Co-written by Katie Silberman, Ladies First suffers from a script that feels decades out of date. It establishes its flipped-world rules with broad, heavy-handed literalism. The humor heavily relies on transparent, one-to-one conversational swaps—changing common idioms to female-centric variants or forcing Cohen’s character to undergo a painful chest-waxing sequence. While these gags function on a baseline level of sketch-comedy irony, they wear out their welcome long before the 84-minute runtime concludes.

“By painting its matriarchy with such cartoonish, broad strokes, the film fails to find any sharp, contemporary nuance. It highlights the obvious structural inequalities of our world without adding anything genuinely new or analytical to the conversation.”

The internal logic of the universe also feels messy. It attempts to operate simultaneously as a light, whimsical romantic comedy and a sobering moral fable about systemic harassment. Because the film refuses to lean fully into either disturbing social horror or razor-sharp satire, it sits uncomfortably in a middle ground—too toothless to truly provoke, and too repetitive to consistently amuse.

The Direction and Visual Style: Safe and Flat

Director Thea Sharrock keeps the visual tone scrupulously clean and bright, opting for a polished, commercial-like sheen that mirrors Damien’s advertising background. While this makes for an easy, passive viewing experience, the clean cinematography drains the setting of any real atmospheric tension. The workplace intrigue feels like it was lifted from a classic ’80s studio comedy rather than a sharp 2026 satire, lacking the visual edge required to match the inherent weight of its subject matter.
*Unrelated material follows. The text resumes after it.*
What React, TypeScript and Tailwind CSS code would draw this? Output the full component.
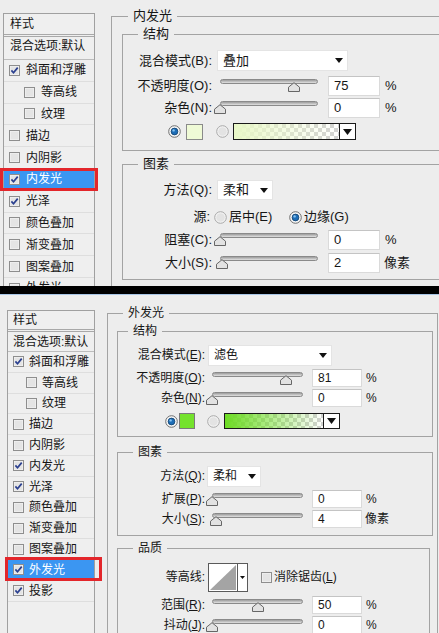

Our Score: 2.0 out of 5 Stars

The Verdict

Ladies First (2026) is a well-intentioned but ultimate whiff of a high-concept comedy. Rosamund Pike delivers a stellar performance that almost salvages the narrative, but the film is ultimately dragged down by a repetitive script, shaky internal logic, and a miscast lead. Rather than utilizing its flipped-world premise to offer sharp modern commentary on misogyny, it settles for a superficial, one-joke gimmick that treats deeply ingrained societal issues as mere setups for physical gags. It works as a harmless weekend stream for casual fans of the cast, but anyone looking for an impactful, thought-provoking satire will find this foundation incredibly hollow.